As for his rule that he not be photographed or any video or audio recording be made of what he says — he forbade journalists from even taking down notes at a press conference — Sarkar claims he had sworn off this when be became a hermit. However,pressed by mediapersons,he agreed that should he be allowed to visit the excavation site,a video could be made as well as his photographs taken.

Bowing to the pressure of the villagers,the administration incidentally agreed on Friday to permit four people of the village to visit the site.

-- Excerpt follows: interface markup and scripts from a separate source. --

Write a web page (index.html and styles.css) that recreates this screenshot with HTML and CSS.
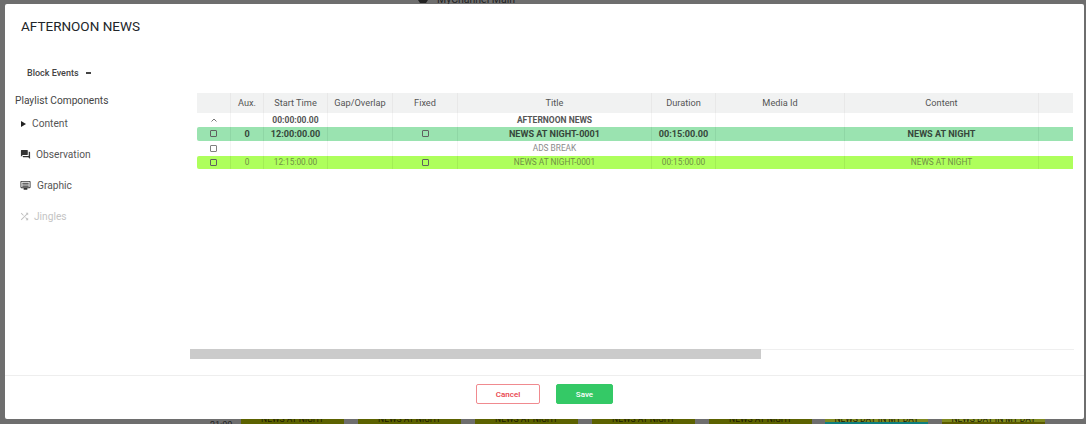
FILE: index.html
```html
<!DOCTYPE html>
<html lang="en">
<head>
<meta charset="utf-8">
<title>Afternoon News</title>
<link rel="stylesheet" href="styles.css">
</head>
<body>
<div class="backdrop">
  <div class="bg-top"><svg class="bg-logo" width="10" height="4" viewBox="0 0 10 4"><path d="M0 0h10L8 3H2z" fill="#222"/></svg><span class="bg-channel">MyChannel Main</span></div>
  <div class="bg-bottom">
    <span class="bg-time">21:00</span>
    <span class="bg-bar">NEWS AT NIGHT</span>
    <span class="bg-bar">NEWS AT NIGHT</span>
    <span class="bg-bar">NEWS AT NIGHT</span>
    <span class="bg-bar">NEWS AT NIGHT</span>
    <span class="bg-bar">NEWS AT NIGHT</span>
    <span class="bg-bar bg-teal">NEWS DAY IN MY DAY</span>
    <span class="bg-bar bg-dark">NEWS DAY IN MY DAY</span>
  </div>
</div>
<div class="modal">
  <h1 class="modal-title">AFTERNOON NEWS</h1>
  <div class="modal-body">
    <aside class="side">
      <div class="block-events">Block Events<span class="dash"></span></div>
      <div class="side-title">Playlist Components</div>
      <ul class="side-list">
        <li class="side-item item-content"><svg class="ic-play" width="5" height="6" viewBox="0 0 5 6"><path d="M0 0l5 3-5 3z"/></svg>Content</li>
        <li class="side-item item-obs"><svg class="ic" width="11" height="11" viewBox="0 0 24 24"><path d="M21 6h-2v9H6v2c0 .55.45 1 1 1h11l4 4V7c0-.55-.45-1-1-1zm-4 6V3c0-.55-.45-1-1-1H3c-.55 0-1 .45-1 1v14l4-4h10c.55 0 1-.45 1-1z"/></svg>Observation</li>
        <li class="side-item item-gfx"><svg class="ic" width="11" height="11" viewBox="0 0 24 24"><path d="M21 2H3c-1.100 0-2 .9-2 2v12c0 1.100.9 2 2 2h5v3h8v-3h5c1.100 0 2-.9 2-2V4c0-1.100-.9-2-2-2zm0 14H3V4h18zM5 6h14v2H5zm0 4h14v2H5zm0 3h14v1.500H5z"/></svg>Graphic</li>
        <li class="side-item item-jin"><svg class="ic" width="11" height="11" viewBox="0 0 24 24"><path d="M10.590 9.170 5.410 4 4 5.410l5.170 5.170zM14.500 4l2.040 2.040L4 18.590 5.410 20 17.960 7.460 20 9.500V4zm.33 9.410-1.410 1.410 3.130 3.130L14.500 20H20v-5.500l-2.040 2.040z"/></svg>Jingles</li>
      </ul>
    </aside>
    <section class="grid-wrap">
      <table class="grid">
        <colgroup>
          <col class="c-chk"><col class="c-aux"><col class="c-start"><col class="c-gap"><col class="c-fixed"><col class="c-title"><col class="c-dur"><col class="c-media"><col class="c-content"><col class="c-end">
        </colgroup>
        <thead>
          <tr><th></th><th>Aux.</th><th>Start Time</th><th>Gap/Overlap</th><th>Fixed</th><th>Title</th><th>Duration</th><th>Media Id</th><th>Content</th><th></th></tr>
        </thead>
        <tbody>
          <tr class="r-head"><td><svg class="caret" width="6" height="4" viewBox="0 0 6 4"><path d="M.5 3.500 3 1l2.500 2.500" fill="none" stroke="#777"/></svg></td><td></td><td>00:00:00.00</td><td></td><td></td><td>AFTERNOON NEWS</td><td></td><td></td><td></td><td></td></tr>
          <tr class="r-green"><td><span class="chk"></span></td><td>0</td><td>12:00:00.00</td><td></td><td><span class="chk"></span></td><td>NEWS AT NIGHT-0001</td><td>00:15:00.00</td><td></td><td>NEWS AT NIGHT</td><td></td></tr>
          <tr class="r-plain"><td><span class="chk"></span></td><td></td><td></td><td></td><td></td><td>ADS BREAK</td><td></td><td></td><td></td><td></td></tr>
          <tr class="r-lime"><td><span class="chk"></span></td><td>0</td><td>12:15:00.00</td><td></td><td><span class="chk"></span></td><td>NEWS AT NIGHT-0001</td><td>00:15:00.00</td><td></td><td>NEWS AT NIGHT</td><td></td></tr>
        </tbody>
      </table>
      <div class="hscroll"><div class="hthumb"></div></div>
    </section>
  </div>
  <footer class="modal-foot">
    <button class="btn btn-cancel">Cancel</button>
    <button class="btn btn-save">Save</button>
  </footer>
</div>
</body>
</html>
```
FILE: styles.css
```css
* { box-sizing: border-box; }
html, body { margin: 0; height: 100%; }
body {
  position: relative;
  width: 1086px;
  height: 424px;
  overflow: hidden;
  background: #6e6e6e;
  font-family: Roboto, "Liberation Sans", sans-serif;
  color: #333;
}
.backdrop { height: 424px; display: flex; flex-direction: column; justify-content: space-between; }
.bg-top { height: 4px; overflow: hidden; padding-left: 418px; display: flex; gap: 9px; font-size: 10.500px; line-height: 4px; color: #222; }
.bg-channel { transform: translateY(-2px); }
.bg-logo { flex: none; }
.bg-bottom { height: 5px; overflow: hidden; display: flex; padding-left: 210px; font-size: 8.500px; color: #222; }
.bg-time { width: 31px; font-size: 9px; line-height: 10px; flex: none; margin-top: 1px; }
.bg-bar { width: 103px; margin-right: 14px; height: 5px; background: #5c6200; text-align: center; line-height: 0; white-space: nowrap; overflow: hidden; color: #1c1c00; flex: none; }
.bg-teal { background: linear-gradient(#7f8a20 0 3px, #0f7f7f 3px); margin-left: -1px; }
.bg-dark { background: linear-gradient(#7f8a20 0 3px, #5c5c00 3px); }
.modal {
  position: absolute;
  left: 5px; top: 4px;
  width: 1079px; height: 415px;
  background: #fff;
  border-radius: 2px;
  display: flex;
  flex-direction: column;
}
.modal-title { margin: 0; padding: 14px 0 0 16px; height: 54px; font-size: 13.500px; line-height: 17px; font-weight: 400; color: #212529; }
.modal-body { height: 317px; display: flex; }
.side { width: 185px; flex: none; padding-left: 10px; }
.block-events { padding: 9px 0 0 12px; height: 30px; font-size: 9px; line-height: 12px; font-weight: 500; color: #444; display: flex; align-items: flex-start; }
.dash { width: 5px; height: 1.500px; background: #444; margin: 5px 0 0 7px; }
.side-title { font-size: 10.200px; line-height: 13px; color: #444; margin-top: 6px; }
.side-list { list-style: none; margin: 0; padding: 0; }
.side-item { display: flex; align-items: center; height: 13px; font-size: 10.200px; color: #555; fill: #333; }
.item-content { margin-top: 10px; padding-left: 6px; }
.ic-play { margin-right: 6px; fill: #222; }
.item-obs, .item-gfx, .item-jin { margin-top: 18px; }
.ic { margin-left: 5px; margin-right: 5px; flex: none; }
.item-gfx .ic { margin-right: 6px; }
.item-jin { color: #c4c4c4; fill: #c0c0c0; }
.item-jin .ic { margin-right: 4px; margin-left: 4px; }
.grid-wrap { flex: 1; position: relative; padding: 35px 0 0 7px; }
.grid { table-layout: fixed; border-collapse: separate; border-spacing: 0; width: 876px; font-size: 8.300px; color: #666; text-align: center; }
.c-chk { width: 34px; } .c-aux { width: 33px; } .c-start { width: 64px; } .c-gap { width: 65px; } .c-fixed { width: 65px; }
.c-title { width: 194px; } .c-dur { width: 64px; } .c-media { width: 129px; } .c-content { width: 194px; } .c-end { width: 34px; }
.grid th { height: 20px; padding: 0 0 2px; background: #f1f2f2; font-weight: 400; font-size: 9.200px; color: #555; border-right: 1px solid #e8e8e8; }
.grid th:last-child, .grid td:last-child { border-right: 0; }
.grid td { height: 14px; padding: 0; border-right: 1px solid #f4f4f4; line-height: 13px; white-space: nowrap; overflow: hidden; }
.caret { display: block; margin: 0 auto; }
.r-head td { font-weight: 700; color: #555; font-size: 8.500px; }
.r-green td { background: #9ae3b0; font-weight: 700; font-size: 9.100px; color: #36473b; border-right-color: #8fd6a5; }
.r-plain td { color: #8a8a8a; height: 15px; }
.r-lime td { background: #aeff5c; color: #6f8f45; border-right-color: #a2ee55; height: 13px; }
.chk { display: block; width: 7px; height: 7px; margin: 0 auto 1px; border: 1px solid #606060; border-radius: 1px; }
.r-plain .chk { border-color: #808080; }
.r-green td:first-child, .r-lime td:first-child { border-radius: 2px 0 0 2px; }
.hscroll { position: absolute; left: 0; right: 10px; top: 291px; height: 10px; border-top: 1px solid #efefef; }
.hthumb { width: 571px; height: 10px; margin-top: -1px; background: #cbcbcb; }
.modal-foot { flex: 1; border-top: 1px solid #eee; display: flex; padding: 8px 0 0 471px; align-items: flex-start; }
.btn { height: 20px; border-radius: 2px; font: 500 8px Roboto, "Liberation Sans", sans-serif; padding: 0; }
.btn-cancel { width: 64px; background: #fff; border: 1px solid #f08a8f; color: #e8404a; margin-right: 16px; }
.btn-save { width: 57px; background: #34c966; border: 1px solid #34c966; color: #fff; }
```
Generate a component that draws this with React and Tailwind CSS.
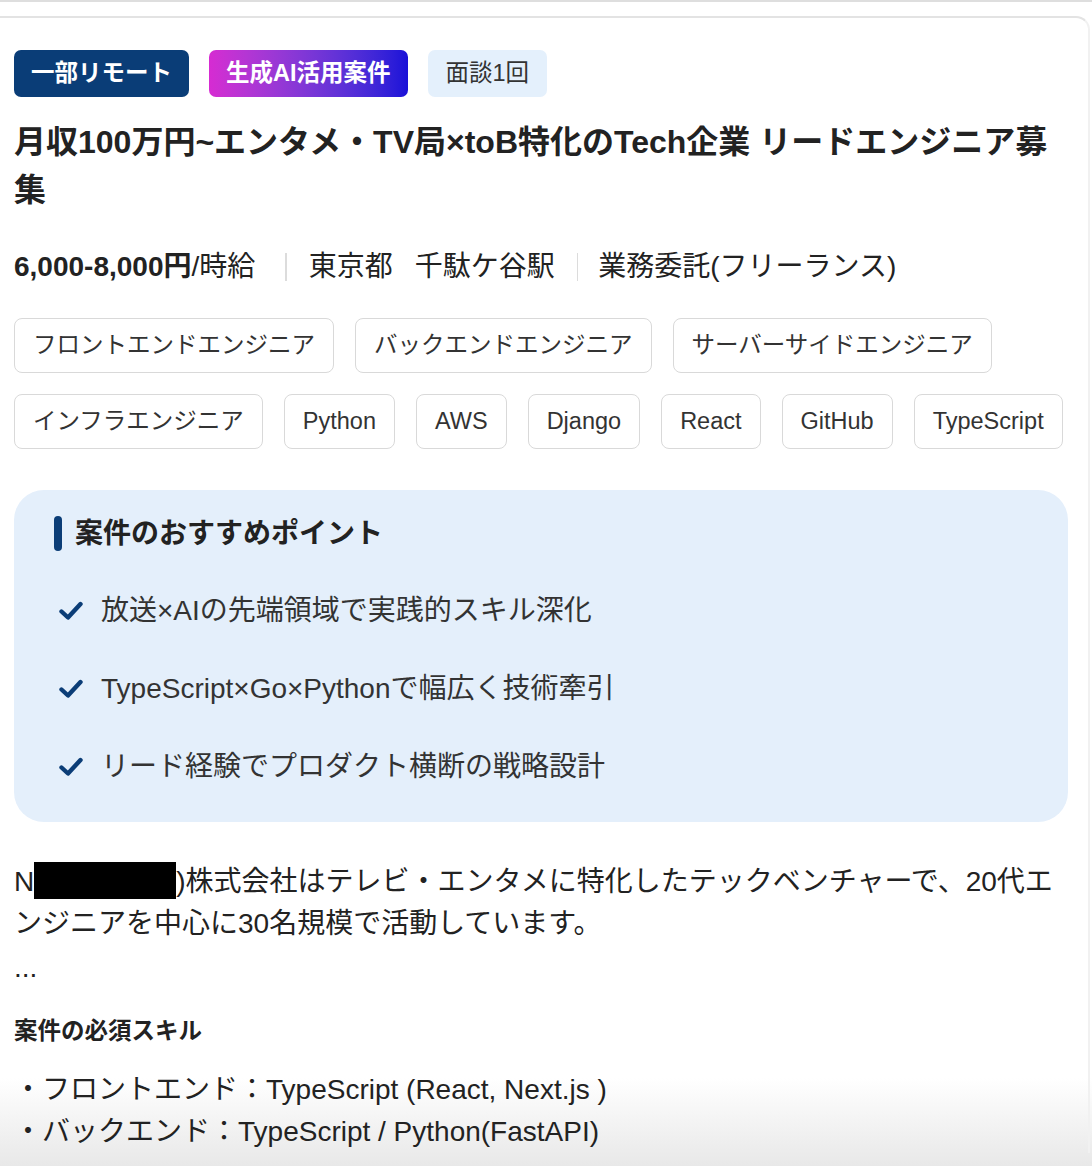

While no person appears to doubt that Sarkar is a “chamatkari (miracle maker)”,the best miracle they can remember him having pulled off is saying that a bridge would be built over the Ganga,connecting the districts of Unnao and Fatehpur,which came true.

Ajay Pal Singh,the husband of the actual sarpanch of Daundiya Kheda,Sheela,concedes that Sarkar said that the bridge would be made and got the materials required to the area. But adds that the government rushed in after this and finally got it made with its funds.

Saurabh Pandey,an 18-year-old BSc student and a resident of Daundiya Kheda,won’t be dissuaded by these facts. “Sarkarji had said that the bridge would be made and it was made. He says the gold is here,it means the gold is here and it will be found.” A science student,Pandey agrees that logically,gold treasure cannot be found like this,but his faith in Sarkar is stronger.

Strong enough to even withstand the sadhu’s other claims of gold being buried elsewhere,or that only his presence can sniff it out when all of the ASI’s scientific measures have failed.


Clearly though,he is enjoying the attention. Sarkar calls himself a “mahatma”,“sitting in a dark hut and meditating quietly”. At other times,he jokes,his situation is like that raunchy Bollywood number: “Raziya gundo mein phas gayi (Raziya is caught amongst ruffians)!” Mahatma or Raziya. A dark hut or an assembly of ruffians. Either way,the one having the last laugh is him.